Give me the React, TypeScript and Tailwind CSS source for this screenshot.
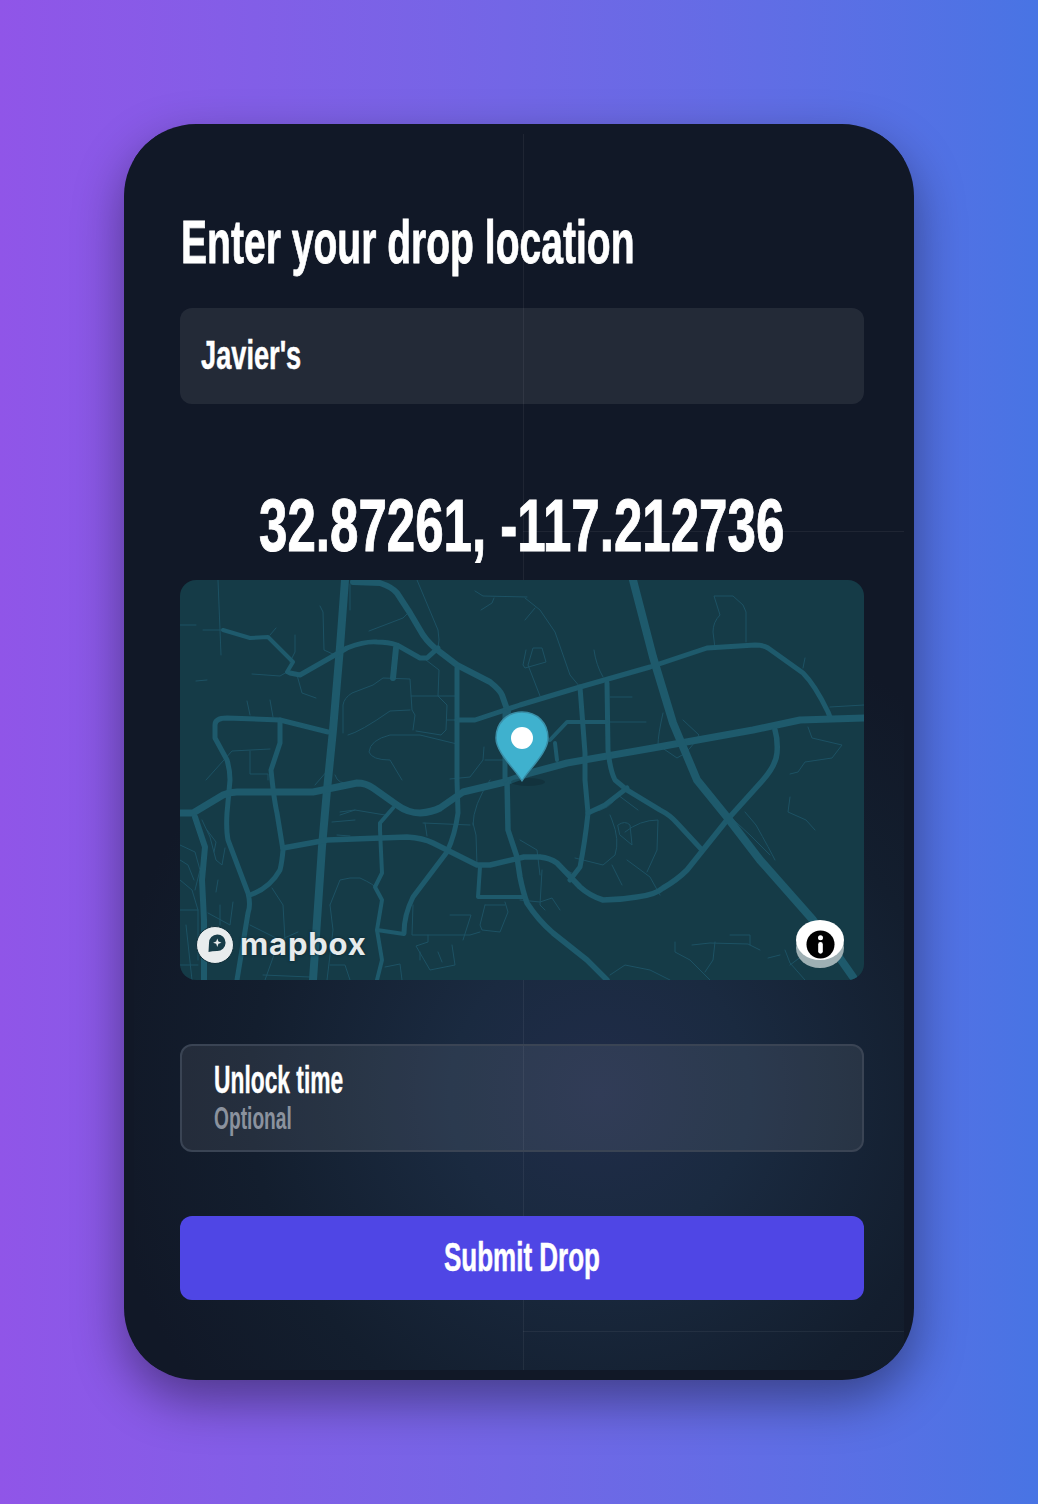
import React from 'react';

// major roads, in map coordinates (684x400)
const majorRoads: [string, number][] = [
  ['M165 0 L160 67 L153 150 L147 210 L142 267 L133 400', 8],
  ['M173 2 L200 3 Q212 7 217 13 L230 33 L243 55 Q250 65 260 72 L277 85 L310 102 Q320 110 322 115 L328 132', 6],
  ['M110 93 L120 95 L155 75 L167 68 Q185 61 197 62 Q208 62 217 65 L240 78 L247 78 L258 68', 5],
  ['M43 50 L70 58 L88 57 L113 82 L107 92 L110 93', 4],
  ['M216 68 L213 98', 6],
  ['M277 88 L277 200 L278 233 Q275 255 267 272 L233 317 Q224 335 224 353', 5],
  ['M277 140 L295 140 L340 125 L400 107 L470 87 L527 68 L575 65 Q583 65 588 68 L623 93 Q635 105 648 132 L650 137', 5],
  ['M148 152 L100 140 L47 138 Q35 138 35 145 L35 158 L47 180 Q50 190 50 200 L47 233 Q46 250 48 260 L68 313 Q71 325 68 333 L57 400', 5],
  ['M100 140 L100 163 L91 190 Q94 220 97 233 L103 270 Q102 282 100 290 Q90 308 70 315', 5],
  ['M0 233 L13 233 L43 215 Q50 212 57 212 L133 212 L177 203 Q186 203 193 208 L217 225 Q228 233 240 233 Q252 232 260 228 L283 212 L325 202 L350 193 L387 183 L473 168 L573 150 L620 140 L684 138', 7],
  ['M15 237 L25 267 L22 300 L24 340 L24 400', 6],
  ['M103 268 L147 260 L227 257 Q243 258 253 263 L277 275 L297 285 L310 285 L344 277 L360 277 Q370 278 377 283 L400 307 Q410 316 423 320 Q440 320 457 317 Q475 315 483 308 Q497 300 507 290 L547 240 L583 200 Q596 185 597 173 Q598 160 595 150', 5.5],
  ['M327 200 L328 250 L337 277 L340 297 Q343 312 347 323 Q358 340 373 353 L407 380 L427 400', 5.5],
  ['M213 228 L200 243 L200 250 L202 293 L195 307 L202 320 L197 350 L202 380 L197 400', 4],
  ['M197 350 L224 354', 4],
  ['M300 287 L298 317 L344 317', 4],
  ['M453 0 L473 77 L493 143 L517 200 L547 237 L580 280 L633 340 L673 397', 8],
  ['M400 107 L405 173 L405 200 L408 233 Q405 262 400 287 L390 300', 5],
  ['M427 103 L428 170 Q430 190 435 200 L447 210 L480 230 Q490 235 497 243 L522 270', 5],
  ['M408 233 L425 225 L447 208', 5],
  ['M370 160 L387 142 L427 142', 4],
  ['M375 163 L377 180', 4],
  ['M325 132 L325 200', 5],
];

// thin local streets
const minorRoads: string[] = [
  'M38 0 L41 75', 'M0 45 L16 45', 'M23 50 L43 50', 'M90 55 L96 48', 'M115 55 L115 72 L110 82',
  'M140 26 L143 32 L144 70 L155 75', 'M72 94 L100 96 L107 92', 'M117 95 L122 113 L136 118',
  'M16 101 L27 100', 'M67 121 L70 135', 'M90 120 L93 137',
  'M170 4 L170 30', 'M189 51 L223 38 L228 33', 'M237 0 L258 50 L259 60 L258 68',
  'M295 11 L303 16 L347 17', 'M314 18 L312 23 L301 30',
  'M163 153 L163 125 Q164 118 172 113 L193 105 L203 98 L230 99 L232 130 L235 135 L233 150',
  'M231 116 L277 116', 'M246 80 L259 90 L258 116 L267 125 L266 150 L261 155 L236 151',
  'M277 140 L267 140', 'M168 155 Q180 152 210 131 L230 130',
  'M277 164 L240 155 L210 155 Q190 160 189 172 Q192 180 210 180 L222 200',
  'M304 167 L303 180 L290 197 L270 199', 'M305 180 L325 180',
  'M26 200 L52 171 L90 169', 'M70 171 L70 194 L88 194 L88 200',
  'M148 190 L135 205', 'M155 195 Q158 205 170 203',
  'M345 18 L360 30 L375 52 L390 95 L400 107', 'M345 40 L355 28',
  'M346 70 L343 85 L345 88 L366 82 L362 68 L353 68 L348 85 L360 116',
  'M414 70 Q416 85 423 97', 'M430 117 L452 117', 'M430 142 L466 142',
  'M535 68 L533 52 Q533 42 540 35 L534 16 L553 16 L563 25 L566 32 L566 62',
  'M623 88 L625 78', 'M650 127 L684 125',
  'M483 133 Q478 155 478 165 L497 178 Q510 172 519 155 L503 140',
  'M628 147 L632 158 L662 165 L652 178 L625 182 L618 192 L610 194',
  'M160 232 L175 230 M152 242 L175 240 M157 255 L170 256',
  'M22 240 L30 257 L36 280 L42 285 L45 268',
  'M0 265 L15 272 L20 290 L15 310 M0 300 L12 310 L18 330 L18 380 M0 330 L18 330',
  'M40 325 L40 345 M53 322 L50 345 L28 333',
  'M92 308 L103 325 L105 360 M70 345 L100 360 L118 352',
  'M150 325 L160 300 Q170 297 180 298 Q195 305 195 307 M150 325 L153 350 L147 400',
  'M160 235 L175 230 L205 235',
  'M245 243 L247 256 M243 243 L290 245',
  'M293 243 L296 255 L297 285', 'M310 200 Q293 225 293 245',
  'M305 325 L300 345 L302 350 L320 352 L328 332 L325 322 M305 325 L325 325',
  'M233 325 L232 355 L290 355 L300 352',
  'M270 335 L291 335 L283 360',
  'M248 355 L248 362 L236 366 L250 390 L275 385 L272 365',
  'M85 400 L95 372 M83 395 L130 397',
  'M150 385 L165 385 L170 400',
  'M340 260 L357 270 L360 295',
  'M360 275 L395 295',
  'M340 320 L360 322 L372 318 L380 330 M362 290 L360 325 L365 330',
  'M412 232 Q430 230 438 215 L458 230',
  'M430 235 L432 240 Q440 260 435 275 L423 285 L395 278',
  'M438 245 Q445 240 450 245 L452 265 L440 255 Z', 'M445 252 Q460 240 478 240 L477 270 L467 292',
  'M432 285 L442 305 M447 280 L470 297 L480 315',
  'M610 217 L608 232 L626 240 L635 250',
  'M545 232 L570 255 L590 275', 'M565 232 L576 245 Q590 270 595 280',
  'M495 362 L495 372 L510 380 L530 400 M512 365 L530 363 L568 364 L580 370',
  'M550 355 L570 355 L570 365 M535 362 L533 380 L525 392',
  'M588 378 L600 375 M605 370 L610 383 L625 400',
  'M610 385 L630 370 L637 365',
  'M430 395 L445 385 L470 390 L490 400',
  'M0 280 L8 285 L14 300 M6 345 L12 400 M0 385 L18 385',
  'M27 250 L36 262 L34 272 M38 300 L36 312',
  'M205 387 L220 384 L222 400 M240 372 L240 380 M258 372 L262 382',
];

const App: React.FC = () => {
  return (
    <div className="w-[1038px] h-[1504px] bg-gradient-to-r from-[#9055e8] to-[#4874e4] flex items-center justify-center font-['Liberation_Sans',sans-serif] font-bold">
      <div className="relative w-[790px] h-[1256px] rounded-[72px] bg-[#111827] shadow-[0_20px_50px_rgba(0,0,0,0.4)] overflow-hidden pl-[56px] pr-[50px] pt-[88px]">
        {/* glow layer, inset from the card */}
        <div className="absolute left-[10px] right-[10px] top-[10px] bottom-[10px] bg-[radial-gradient(circle_500px_at_466px_960px,#202c49_0%,#1a2a40_30%,#131e2e_70%,#111827_100%)]"></div>

        {/* faint grid lines behind the content */}
        <div className="absolute left-[399px] top-[10px] bottom-[10px] w-px bg-white/6"></div>
        <div className="absolute left-[399px] right-[10px] top-[407px] h-px bg-white/6"></div>
        <div className="absolute left-[399px] right-[10px] top-[1207px] h-px bg-white/6"></div>

        <div className="relative">
          <h1 className="text-[62px] leading-[60px] text-white ml-px whitespace-nowrap origin-left scale-x-[0.63] [-webkit-text-stroke:0.8px_white]">Enter your drop location</h1>

          <div className="mt-[36px] h-[96px] rounded-xl bg-white/8 flex items-center px-[21px]">
            <span className="text-[40px] leading-[44px] -mt-[3px] text-white whitespace-nowrap origin-left scale-x-[0.68] [-webkit-text-stroke:0.5px_white]">Javier's</span>
          </div>

          <div className="mt-[84px] h-[92px] flex justify-center">
            <p className="shrink-0 text-[74px] leading-[76px] text-white whitespace-nowrap scale-x-[0.69] [-webkit-text-stroke:1px_white]">32.87261, -117.212736</p>
          </div>

          {/* map */}
          <div className="relative h-[400px] rounded-2xl overflow-hidden bg-[#153b47]">
            <svg viewBox="0 0 684 400" className="w-[684px] h-[400px] block" fill="none" strokeLinecap="round" strokeLinejoin="round">
              <g stroke="#1d5264" strokeWidth="1">
                {minorRoads.map((d, i) => <path key={i} d={d} />)}
              </g>
              <g stroke="#1e5a6c">
                {majorRoads.map(([d, w], i) => <path key={i} d={d} strokeWidth={w} />)}
              </g>
              {/* pin */}
              <ellipse cx="348" cy="202" rx="17" ry="4" fill="#000" opacity="0.14" />
              <path d="M342 201 C336 190 316 173 316 158 C316 143 327 132 342 132 C357 132 368 143 368 158 C368 173 348 190 342 201 Z" fill="#3fb1ce" stroke="#3a8fa8" strokeWidth="1.5" />
              <circle cx="342" cy="158" r="11" fill="#fff" />
            </svg>

            {/* mapbox logo */}
            <div className="absolute left-[16px] bottom-[16px] flex items-center gap-[6px]">
              <svg viewBox="0 0 38 38" className="w-[38px] h-[38px]">
                <circle cx="19" cy="19" r="18.5" fill="#e8eced" stroke="#102f3a" strokeWidth="1" />
                <path d="M12.5 26 L13 17 A8.3 8.3 0 1 1 21 25 Q16 25 12.5 26 Z" fill="#163c48" />
                <path d="M21.3 12.5 L22.4 15.6 L25.5 16.7 L22.4 17.8 L21.3 20.9 L20.2 17.8 L17.1 16.7 L20.2 15.6 Z" fill="#e8eced" />
              </svg>
              <span className="text-[31px] leading-[38px] -mt-[2px] font-['Inter',sans-serif] font-bold text-[#e6ebec] tracking-[0.8px] [text-shadow:0_0_3px_rgba(10,30,40,0.9)]">mapbox</span>
            </div>

            {/* info button */}
            <div className="absolute right-[20px] bottom-[20px] w-[48px] h-[40px] rounded-[50%] bg-white shadow-[0_8px_0_#9fb0b4] flex items-center justify-center">
              <svg viewBox="0 0 30 30" className="w-[29px] h-[29px] mt-[8px]">
                <circle cx="15" cy="15" r="14.5" fill="#000" />
                <circle cx="15" cy="8" r="2.6" fill="#fff" />
                <rect x="12.6" y="12.5" width="4.8" height="12" rx="2.4" fill="#fff" />
              </svg>
            </div>
          </div>

          <div className="mt-[64px] h-[108px] rounded-xl border-2 border-[#3a4454] bg-white/8 pl-[32px] pt-[13px] flex flex-col items-start">
            <span className="text-[38px] leading-[42px] text-white whitespace-nowrap origin-left scale-x-[0.6] [-webkit-text-stroke:0.4px_white]">Unlock time</span>
            <span className="text-[32px] leading-[34px] text-[#8b929e] whitespace-nowrap origin-left scale-x-[0.6]">Optional</span>
          </div>

          <button className="mt-[64px] w-full h-[84px] rounded-xl bg-[#4f46e5] flex items-center justify-center">
            <span className="text-[40px] leading-[44px] -mt-[2px] text-white whitespace-nowrap scale-x-[0.65] [-webkit-text-stroke:0.5px_white]">Submit Drop</span>
          </button>
        </div>
      </div>
    </div>
  );
};

export default App;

> _AIM_
Copy every line above in which the string "React" shows up.

> _SOLUTION FOR THIS TASK_
Give me the React, TypeScript and Tailwind CSS source for this screenshot.
import React from 'react';
const App: React.FC = () => {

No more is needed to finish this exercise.